Why CEOs Overestimate Themselves and How a ‘Day One’ Mindset Drives Startup Success
The author reflects on five hard‑earned lessons from five years of entrepreneurship, covering CEO overconfidence, the power of a Day One mindset, hiring the right people versus perfect ones, and how relentless learning and information flow can keep a startup thriving.
1
After five years of repeated failures and rebounds, the author admits that entrepreneurship has dramatically improved his perspective, moving from reliance on antidepressants after the first failure to a rational view of success and loss.
He observes that CEOs often overestimate themselves, citing the example of a livestream‑selling celebrity who fully embraced this bias.
“If you have 50% confidence you should start a business… I think the smartphone market is full of idiots after Steve Jobs died, so my chances are huge.” “Three UI designers I hired believe they can topple Apple with a little time, maybe six months.”
The author notes that many criticisms of such CEOs stem from misunderstanding the intense pressure they face and the “reality‑distortion field” they apply to themselves.
He further explains that CEOs tend to see themselves as geniuses destined to change the world, which fuels both confidence and isolation.
2
Maintaining a “Day One” mindset—treating every day as the company’s first—requires humility, continuous innovation, and a focus on the unknown. The author references Amazon’s philosophy and Jeff Bezos as an exemplar.
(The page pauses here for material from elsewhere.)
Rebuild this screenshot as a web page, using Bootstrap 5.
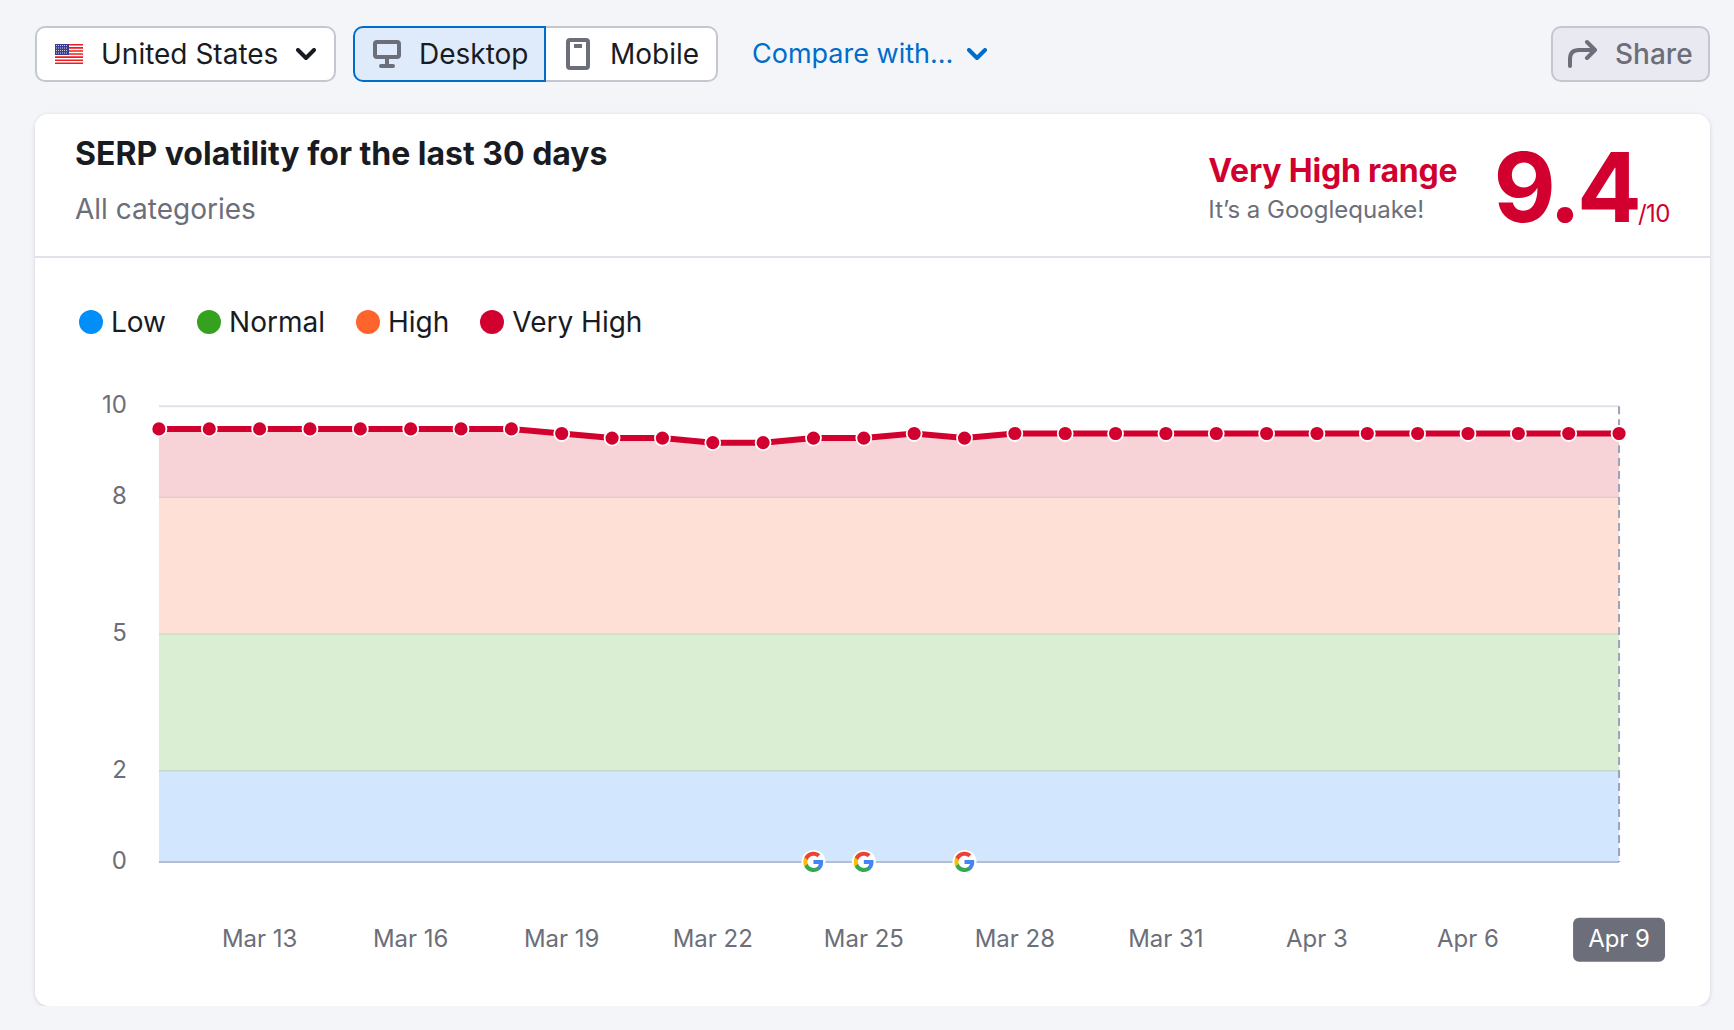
<!DOCTYPE html>
<html lang="en">
  <head>
    <meta charset="UTF-8" />
    <meta name="viewport" content="width=device-width, initial-scale=1.0" />
    <title>SERP volatility</title>
    <link
      href="https://cdn.jsdelivr.net/npm/bootstrap@5.3.0/dist/css/bootstrap.min.css"
      rel="stylesheet"
    />
    <style>
      body {
        background: #f4f5f9;
        font-family: Inter, "Liberation Sans", sans-serif;
        color: #191b23;
        padding: 26px 24px 0 35px;
      }
      .toolbar {
        height: 56px;
      }
      .tool-btn {
        height: 56px;
        display: flex;
        align-items: center;
        font-size: 28px;
        line-height: 1;
        color: #191b23;
        background: #fff;
        border: 2px solid #c4c7cf;
        border-radius: 10px;
        padding: 0;
      }
      .tool-btn:hover {
        color: #191b23;
        background: #fff;
        border-color: #c4c7cf;
      }
      .country {
        width: 301px;
        padding-left: 18px;
        gap: 18px;
      }
      .device {
        margin-left: 17px;
      }
      .device .tool-btn {
        gap: 18px;
      }
      .device .btn-desktop {
        width: 193px;
        padding-left: 18px;
        background: #dfeafa;
        border-color: #006dca;
        z-index: 1;
      }
      .device .btn-mobile {
        width: 173px;
        padding-left: 21px;
        gap: 20px;
        border-left: 0;
      }
      .compare {
        margin-left: 34px;
        gap: 14px;
        font-size: 27px;
        color: #006dca;
      }
      .share {
        width: 159px;
        margin-left: auto;
        padding-left: 14px;
        gap: 18px;
        color: #6c6e79;
        background: #e8e9f1;
        font-weight: 500;
      }
      .share:hover {
        color: #6c6e79;
        background: #e8e9f1;
      }
      .panel {
        margin-top: 32px;
        height: 892px;
        border: 0;
        border-radius: 14px;
        box-shadow: 0 1px 4px rgba(25, 27, 35, 0.16);
      }
      .panel-head {
        height: 144px;
        padding: 0 40px 0 40px;
        background: #fff;
        border-bottom: 2px solid #e0e1e9;
        border-radius: 14px 14px 0 0;
      }
      .panel-title {
        font-size: 32px;
        font-weight: 700;
        margin: 0;
        padding-top: 22px;
        line-height: 36px;
      }
      .panel-sub {
        font-size: 28px;
        line-height: 36px;
        margin-top: 19px;
        color: #6c6e79;
      }
      .range {
        padding-top: 6px;
      }
      .range-title {
        font-size: 32px;
        font-weight: 700;
        line-height: 40px;
        color: #d1002f;
        letter-spacing: -0.2px;
      }
      .range-sub {
        font-size: 24px;
        line-height: 32px;
        margin-top: 3px;
        color: #6c6e79;
      }
      .score {
        margin-left: 36px;
        padding-top: 4px;
        font-size: 96px;
        line-height: 1;
        font-weight: 700;
        color: #d1002f;
        letter-spacing: -4px;
      }
      .score small {
        font-size: 24px;
        font-weight: 400;
        letter-spacing: -0.5px;
      }
      .legend {
        padding: 46px 0 0 44px;
        font-size: 28px;
        line-height: 36px;
        gap: 31px;
      }
      .legend span {
        gap: 8px;
      }
      .legend i {
        width: 24px;
        height: 24px;
        border-radius: 50%;
      }
      .chart {
        width: 100%;
        height: 631px;
      }
      .chart text {
        font-family: Inter, "Liberation Sans", sans-serif;
        font-size: 24px;
        fill: #6c6e79;
      }
      .chart text.on-badge {
        fill: #fff;
      }
    </style>
  </head>
  <body>
    <div class="toolbar d-flex align-items-center">
      <button class="btn tool-btn country">
        <svg width="28" height="20" viewBox="0 0 28 20">
          <rect width="28" height="20" fill="#f01c1c" />
          <path d="M0 2.3h28M0 5.4h28M0 8.5h28M0 11.6h28M0 14.7h28M0 17.8h28" stroke="#fff" stroke-width="1.5" />
          <rect width="14" height="11" fill="#3c3b8f" />
          <path d="M1 1.5h12M1 4h12M1 6.5h12M1 9h12" stroke="#cfd0ea" stroke-width="1" stroke-dasharray="1 1" />
        </svg>
        <span>United States</span>
        <svg width="20" height="13" viewBox="0 0 20 13">
          <path d="M2 2l8 8 8-8" fill="none" stroke="#191b23" stroke-width="4" stroke-linecap="round" stroke-linejoin="round" />
        </svg>
      </button>
      <div class="btn-group device">
        <button class="btn tool-btn btn-desktop">
          <svg width="28" height="28" viewBox="0 0 28 28">
            <rect x="2" y="2" width="24" height="15" rx="2" fill="none" stroke="#6c6e79" stroke-width="4" />
            <path d="M14 19v5M8 26h12" stroke="#6c6e79" stroke-width="4" stroke-linecap="round" />
          </svg>
          <span>Desktop</span>
        </button>
        <button class="btn tool-btn btn-mobile">
          <svg width="24" height="32" viewBox="0 0 24 32">
            <rect x="2" y="2" width="20" height="28" rx="2" fill="none" stroke="#6c6e79" stroke-width="4" />
            <rect x="8" y="6" width="8" height="4" fill="#6c6e79" />
          </svg>
          <span>Mobile</span>
        </button>
      </div>
      <a class="compare d-flex align-items-center text-decoration-none" href="#">
        <span>Compare with…</span>
        <svg width="20" height="13" viewBox="0 0 20 13">
          <path d="M2 2l8 8 8-8" fill="none" stroke="#006dca" stroke-width="4" stroke-linecap="round" stroke-linejoin="round" />
        </svg>
      </a>
      <button class="btn tool-btn share">
        <svg width="30" height="30" viewBox="0 0 30 30">
          <path d="M3 27v-7c0-6 3-9 9-9h16M20 3l8 8-8 8" fill="none" stroke="#6c6e79" stroke-width="4" stroke-linecap="round" stroke-linejoin="round" />
        </svg>
        <span>Share</span>
      </button>
    </div>

    <div class="card panel">
      <div class="panel-head d-flex justify-content-between">
        <div>
          <h1 class="panel-title">SERP volatility for the last 30 days</h1>
          <div class="panel-sub">All categories</div>
        </div>
        <div class="d-flex align-items-center">
          <div class="range">
            <div class="range-title">Very High range</div>
            <div class="range-sub">It’s a Googlequake!</div>
          </div>
          <div class="score">9.4<small>/10</small></div>
        </div>
      </div>
      <div class="legend d-flex">
        <span class="d-flex align-items-center"><i style="background: #008ff8"></i>Low</span>
        <span class="d-flex align-items-center"><i style="background: #35a21f"></i>Normal</span>
        <span class="d-flex align-items-center"><i style="background: #ff642d"></i>High</span>
        <span class="d-flex align-items-center"><i style="background: #d1002f"></i>Very High</span>
      </div>
      <svg class="chart" id="chart" viewBox="35 340 1676 631"></svg>
    </div>

    <script>
      const values = [
        9.5, 9.5, 9.5, 9.5, 9.5, 9.5, 9.5, 9.5, 9.4, 9.3, 9.3, 9.2, 9.2, 9.3, 9.3,
        9.4, 9.3, 9.4, 9.4, 9.4, 9.4, 9.4, 9.4, 9.4, 9.4, 9.4, 9.4, 9.4, 9.4, 9.4,
      ];
      const dates = ["Mar 13", "Mar 16", "Mar 19", "Mar 22", "Mar 25", "Mar 28", "Mar 31", "Apr 3", "Apr 6"];
      const x0 = 159;
      const x1 = 1620;
      const stepX = (x1 - x0) / 29;
      const X = (i) => x0 + i * stepX;
      const Y = (v) => 862 - v * 45.6;

      const line = values.map((v, i) => `${X(i).toFixed(1)},${Y(v).toFixed(1)}`).join(" ");
      let svg = "";

      // Bands
      svg += `<rect x="${x0}" y="${Y(8)}" width="${x1 - x0}" height="${Y(5) - Y(8)}" fill="#ffe0d6"/>`;
      svg += `<rect x="${x0}" y="${Y(5)}" width="${x1 - x0}" height="${Y(2) - Y(5)}" fill="#daeed4"/>`;
      svg += `<rect x="${x0}" y="${Y(2)}" width="${x1 - x0}" height="${Y(0) - Y(2)}" fill="#d2e7fd"/>`;
      svg += `<polygon points="${x0},${Y(8)} ${line} ${x1},${Y(8)}" fill="#f7d3d8"/>`;

      // Grid
      svg += `<path d="M${x0} ${Y(10)}H${x1}" stroke="#e0e1e9" stroke-width="2"/>`;
      svg += `<path d="M${x0} ${Y(8)}H${x1}" stroke="#ecc7cd" stroke-width="1.5"/>`;
      svg += `<path d="M${x0} ${Y(5)}H${x1}" stroke="#cfdcc5" stroke-width="1.5"/>`;
      svg += `<path d="M${x0} ${Y(2)}H${x1}" stroke="#c3dac8" stroke-width="1.5"/>`;
      svg += `<path d="M${x0} ${Y(0)}H${x1}" stroke="#b4bdd2" stroke-width="2"/>`;
      svg += `<path d="M${x1} ${Y(10)}V${Y(0)}" stroke="#9aa3b8" stroke-width="2" stroke-dasharray="8 5"/>`;

      // Y axis
      [10, 8, 5, 2, 0].forEach((v) => {
        svg += `<text x="127" y="${Y(v) + 7}" text-anchor="end">${v}</text>`;
      });

      // X axis
      dates.forEach((d, i) => {
        svg += `<text x="${X(2 + i * 3)}" y="947" text-anchor="middle">${d}</text>`;
      });
      svg += `<rect x="1574" y="918" width="92" height="44" rx="6" fill="#6c6e79"/>`;
      svg += `<text class="on-badge" x="1620" y="947" text-anchor="middle">Apr 9</text>`;

      // Line and dots
      svg += `<polyline points="${line}" fill="none" stroke="#d1002f" stroke-width="6"/>`;
      values.forEach((v, i) => {
        svg += `<circle cx="${X(i)}" cy="${Y(v)}" r="7.5" fill="#d1002f" stroke="#fff" stroke-width="1.8"/>`;
      });

      // Google marks on the zero line
      [13, 14, 16].forEach((i) => {
        const s = 22 / 24;
        svg += `<g transform="translate(${X(i) - 12} ${Y(0) - 12})">
          <circle cx="12" cy="12" r="12" fill="#fff"/>
          <g transform="translate(1 1) scale(${s})">
            <path fill="#4285f4" d="M22.6 12.2c0-.8-.1-1.5-.2-2.2H12v4.3h5.9c-.3 1.4-1 2.5-2.2 3.3v2.8h3.6c2.1-1.9 3.3-4.8 3.3-8.2z"/>
            <path fill="#34a853" d="M12 23c3 0 5.5-1 7.3-2.7l-3.6-2.8c-1 .7-2.2 1.1-3.7 1.1-2.9 0-5.3-1.9-6.2-4.5H2.1v2.9C3.9 20.6 7.7 23 12 23z"/>
            <path fill="#fbbc05" d="M5.8 14.1c-.2-.7-.4-1.400-.4-2.100s.1-1.400.4-2.100V7H2.100C1.400 8.500 1 10.200 1 12s.4 3.500 1.100 5l3.700-2.900z"/>
            <path fill="#ea4335" d="M12 5.400c1.600 0 3.100.6 4.200 1.600l3.200-3.200C17.500 2.100 15 1 12 1 7.700 1 3.900 3.400 2.100 7l3.700 2.900C6.700 7.300 9.100 5.400 12 5.400z"/>
          </g>
        </g>`;
      });

      document.getElementById("chart").innerHTML = svg;
    </script>
    <script src="https://cdn.jsdelivr.net/npm/bootstrap@5.3.0/dist/js/bootstrap.bundle.min.js"></script>
  </body>
</html>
Day One emphasizes that known knowledge is limited, so innovation can be limitless.
Experienced teams often become blind to opportunities because they avoid risk; the author recounts a missed $1 billion lesson when he dismissed a good suggestion based on past success.
In later ventures, he learned to empty his ego, listen critically to his team, and choose the most reasonable solution.
3
Do not expect people to grow indefinitely. A unicorn‑CEO friend advised hiring people who can immediately contribute rather than expecting to train them.
Startups cannot afford the luxury of long‑term training; they need talent that matches skills, interest, and drive from day one.
Adjusting the hiring strategy to prioritize fit over perfection quickly completed the team and accelerated business progress.
4
Do not expect perfect employees. Even with strict interview standards comparable to top tech firms, many candidates still choose larger companies.
For startups, business and time are unforgiving; hiring the most suitable candidates—balancing skill, enthusiasm, and alignment—is essential.
5
Entrepreneurship combats aging by forcing continuous learning. The author defines “entropy” as the point where an individual can no longer absorb new knowledge, leading to stagnation.
He observes that many engineers plateau after a decade, performing at a junior level despite years of experience.
Entrepreneurship offers an infinite game with no boundaries, providing constant growth pressure and motivation.
Over five years, the author transformed from a technical specialist into a founder who understands product, operations, business, and market dynamics, unlocking new skills along the way.
He concludes with five key takeaways and encourages fellow entrepreneurs to keep pushing forward.